The Corporate Athlete in the Age of Real-Time Information
- January 19, 2012
- by Greentarget
- Posted in: Industry Trends
- Tags: executive & corporate communications
When Tim Tebow “the brand” begins to overshadow that of the storied franchise he plays for, to what extent do the Denver Broncos need to worry about long-term implications and potential brand liabilities?
In today’s media environment where everyone, fans and athletes alike, has a voice and a platform to share a point of view, interesting parallels can be drawn between the challenges facing sports franchises and those facing CEOs, particularly within emerging companies embarking on critical public events like IPOs.
Tim Tebow’s appeal has transcended the NFL and he has become an international phenomenon as a result. But with that comes risk for both him and the Denver Broncos. As a recent Forbes article points out, “Too much of anything, and your brand is under water.”
The Broncos face an interesting challenge that runs parallel to challenges facing two NASDAQ newcomers with high-profile CEO’s – Zynga and Groupon.
Groupon’s Andrew Mason and Zynga’s Mark Pincus have more in common than a recent IPO – they both have a digital information fingerprint that includes numerous blogs, Twitter feeds, LinkedIn profiles, message board postings and other points of communication. Much of the information on these networks dates back to before either were household names, let alone heads of public companies, but the expectation they have set is clear – we expect a level of access that has implications for both their personal brands and the companies they serve.

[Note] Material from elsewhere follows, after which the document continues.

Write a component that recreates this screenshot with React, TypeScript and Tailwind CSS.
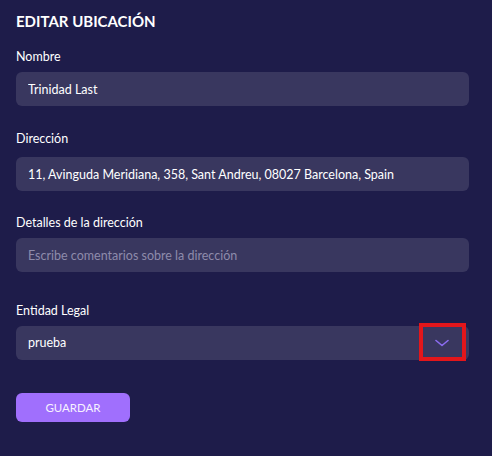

The challenge the Denver Broncos face with Tim Tebow is the same challenge Groupon and Zynga face with respect to Mason and Pincus – to what extent should access to these individuals be controlled and the information they provide filtered? What responsibility does the brand have to exert any control over that information, particularly for a public company? Do the answers to these questions change when you consider that Groupon and Zynga are both largely the product of their CEOs unique personalities?
The answers to these questions aren’t clear but the challenges they create are certainly interesting. It will only get more interesting as we continue to witness an emerging crop of CEOs who are not only used to this level of access, but welcome and embrace it.